The recent spate of suicides in the UK has claimed the lives of 13 young people, mostly in their teens. The culprit is of course the culture of online social networking without which these people would be happy and of course alive.
?
I’m not exactly a fan of social networking sites, I consider them to be a vacuous waste of time, more so than this eminently unreadable weblog I keep here, but I’m not going to blame them for the suicides of young people.
It’s a tenuous link which Bridgend MP Madeline Moon makes between ‘memory walls’ and the desire to kill yourself.
“Mrs Moon said she was growing increasingly worried by the appearance of so-called “memory walls” on networking sites like Bebo, where members leave messages to mark the death of a friend.
“The worrying part about internet sites is it is a virtual world – it isn’t a real world,” she said. “The things that happen there don’t necessarily demonstrate the consequences.”
As much as I’d like to join Mrs Moon in a spate on facespace bashing I can’t really agree with her. True enough I’d link the curse of social networking sites to suicide, but only because they are such a depressingly irritating concept and sometimes when I walk in the library and see everyone plugging away blankly at their ‘wall’ it kind of makes me want to kill myself, but thats just the way I roll. However under the logic of Mrs Moon we should not even have nicely kept graves with flowers, or floral tributes or for that matter any form of memorial just in case someone gets the wrong idea and kills themself in order to get an attractive headstone at the local cemetary. Times change and in the past people would have remembered people in various different ways, something like a ‘memory wall’ is merely an online memorial and nothing more. Perhaps Mrs Moon would also like to ban Remembrance Sunday because after all does it not glorify dead people somewhat.
The fact is we remember people for the obvious reasons that they meant something to us whether those people end up dead as a result of suicide, accident or murder is beside the point because they were important to us whilst alive. If people wish to remember the lives of their friends, in whatever way, it is their right and their business.
A catch all solution to teen suicide would be marvellous but it’s a time honoured problem and what with a rise in the rates of depressive illness it is contrite and fallacious to start blaming the internet, for a start suicide existed long before people worked out how to link local area networks.
This is the traditional cure all solution and what with Social networking sites being blamed for the rise in gun culture, anti social behaviour, teen suicide, bestiality and terrorism (I made one of them up) it would of course cure all our social ills to ban a particular form of website.
Todays clue is fecally themed bovine matter, eight letters, first correct answer gets a free Myspace site.
Not to pick on this particular example of verbal incontinence from a government representative, but a long line of re-occurring offences from media figureheads causes me great annoyance.

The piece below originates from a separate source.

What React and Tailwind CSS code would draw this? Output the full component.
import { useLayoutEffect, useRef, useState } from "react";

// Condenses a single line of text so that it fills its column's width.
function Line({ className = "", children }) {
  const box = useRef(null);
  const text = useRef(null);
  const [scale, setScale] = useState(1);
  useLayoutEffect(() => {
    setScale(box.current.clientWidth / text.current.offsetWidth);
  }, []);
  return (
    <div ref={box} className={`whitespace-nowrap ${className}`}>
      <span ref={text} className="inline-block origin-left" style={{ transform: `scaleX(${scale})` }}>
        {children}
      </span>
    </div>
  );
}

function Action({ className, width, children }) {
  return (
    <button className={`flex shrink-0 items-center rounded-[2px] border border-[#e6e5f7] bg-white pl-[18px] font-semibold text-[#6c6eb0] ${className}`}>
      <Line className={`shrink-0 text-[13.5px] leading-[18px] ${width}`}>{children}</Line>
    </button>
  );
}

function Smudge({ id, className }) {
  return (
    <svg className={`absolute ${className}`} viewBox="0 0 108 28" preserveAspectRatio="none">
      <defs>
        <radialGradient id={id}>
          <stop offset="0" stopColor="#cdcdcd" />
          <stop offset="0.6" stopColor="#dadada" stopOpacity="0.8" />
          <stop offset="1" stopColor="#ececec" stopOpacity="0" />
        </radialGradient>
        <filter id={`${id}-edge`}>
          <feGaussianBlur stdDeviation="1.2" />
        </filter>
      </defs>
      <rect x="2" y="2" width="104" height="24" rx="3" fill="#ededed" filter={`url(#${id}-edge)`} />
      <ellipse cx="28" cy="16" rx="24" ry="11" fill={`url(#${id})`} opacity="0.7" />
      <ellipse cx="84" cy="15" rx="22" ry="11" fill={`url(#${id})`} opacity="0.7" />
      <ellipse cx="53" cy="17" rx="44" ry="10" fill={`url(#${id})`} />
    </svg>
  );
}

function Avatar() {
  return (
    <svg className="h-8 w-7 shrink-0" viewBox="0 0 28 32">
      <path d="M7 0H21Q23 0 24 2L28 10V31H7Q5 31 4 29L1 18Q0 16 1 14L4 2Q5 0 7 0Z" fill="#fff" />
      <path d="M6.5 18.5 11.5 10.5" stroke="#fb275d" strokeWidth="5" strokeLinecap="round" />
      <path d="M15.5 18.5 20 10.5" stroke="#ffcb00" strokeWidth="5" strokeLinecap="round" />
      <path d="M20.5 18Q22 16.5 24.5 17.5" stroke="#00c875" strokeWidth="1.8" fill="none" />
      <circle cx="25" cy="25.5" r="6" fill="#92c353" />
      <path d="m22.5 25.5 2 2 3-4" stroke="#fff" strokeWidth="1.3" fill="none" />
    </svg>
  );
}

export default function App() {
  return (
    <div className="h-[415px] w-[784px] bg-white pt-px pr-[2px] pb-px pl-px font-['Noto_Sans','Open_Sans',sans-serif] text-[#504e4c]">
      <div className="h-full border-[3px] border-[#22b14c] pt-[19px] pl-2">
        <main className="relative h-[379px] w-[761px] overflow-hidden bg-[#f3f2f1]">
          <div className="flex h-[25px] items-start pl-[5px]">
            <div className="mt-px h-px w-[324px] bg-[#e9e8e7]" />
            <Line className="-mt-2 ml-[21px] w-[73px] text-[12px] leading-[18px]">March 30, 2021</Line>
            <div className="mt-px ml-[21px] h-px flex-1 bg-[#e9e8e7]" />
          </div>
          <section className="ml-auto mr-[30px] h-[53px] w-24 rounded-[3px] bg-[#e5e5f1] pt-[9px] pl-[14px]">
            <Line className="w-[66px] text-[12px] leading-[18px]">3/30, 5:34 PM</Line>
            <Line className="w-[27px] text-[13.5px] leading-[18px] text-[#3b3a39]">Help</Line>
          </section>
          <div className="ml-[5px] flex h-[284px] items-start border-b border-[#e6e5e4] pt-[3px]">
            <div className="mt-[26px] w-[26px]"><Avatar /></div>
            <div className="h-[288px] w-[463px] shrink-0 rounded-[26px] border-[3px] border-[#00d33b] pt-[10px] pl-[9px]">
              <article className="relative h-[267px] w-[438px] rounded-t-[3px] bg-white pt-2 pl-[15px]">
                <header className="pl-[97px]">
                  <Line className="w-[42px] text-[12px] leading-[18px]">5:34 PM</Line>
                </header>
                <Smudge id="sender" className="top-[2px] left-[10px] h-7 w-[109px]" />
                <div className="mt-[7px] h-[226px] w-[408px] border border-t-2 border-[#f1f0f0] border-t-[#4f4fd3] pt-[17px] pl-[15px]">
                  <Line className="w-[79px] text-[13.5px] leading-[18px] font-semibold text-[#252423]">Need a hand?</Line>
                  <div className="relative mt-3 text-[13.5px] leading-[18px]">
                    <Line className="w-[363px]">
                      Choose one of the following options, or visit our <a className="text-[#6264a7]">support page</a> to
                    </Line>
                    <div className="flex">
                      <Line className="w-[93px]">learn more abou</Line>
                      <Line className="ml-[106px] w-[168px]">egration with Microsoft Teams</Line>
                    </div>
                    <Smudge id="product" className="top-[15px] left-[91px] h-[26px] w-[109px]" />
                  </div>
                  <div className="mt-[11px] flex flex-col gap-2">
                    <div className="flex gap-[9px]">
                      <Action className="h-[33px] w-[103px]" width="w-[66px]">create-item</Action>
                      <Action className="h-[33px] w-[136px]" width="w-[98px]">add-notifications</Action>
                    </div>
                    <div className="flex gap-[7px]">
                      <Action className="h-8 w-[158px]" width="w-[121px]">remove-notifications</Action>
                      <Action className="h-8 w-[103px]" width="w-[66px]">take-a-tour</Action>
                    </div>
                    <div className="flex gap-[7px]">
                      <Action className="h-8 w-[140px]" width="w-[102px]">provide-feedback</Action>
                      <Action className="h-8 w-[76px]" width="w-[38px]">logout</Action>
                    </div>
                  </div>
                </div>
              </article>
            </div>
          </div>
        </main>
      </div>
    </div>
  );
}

So following in Mrs Moon’s footsteps by simplifying complicated situations…
What you really have to ask yourself is, which of the following are true.
1) Madeleine Moon is an absolute moron. (my personal favourite)
2) Moon thinks the working class voting majority are dim-witted gullible fools.
3) Society is falling apart
A sane man would tick all 3 of those boxes.
What you have picked up on here is of course the over simplification of a complex matter, a trait that we might say was conducive to being a politician.
My personal favourite is (1) mixed with a heavy dose of (2) my only bone of contention with (3) is society will constantly be in a state of falling apart, especially if you ask politicians. If it was not falling apart then people would question why we have these idiots with their penchant for the overapplication of Occams razor running the country.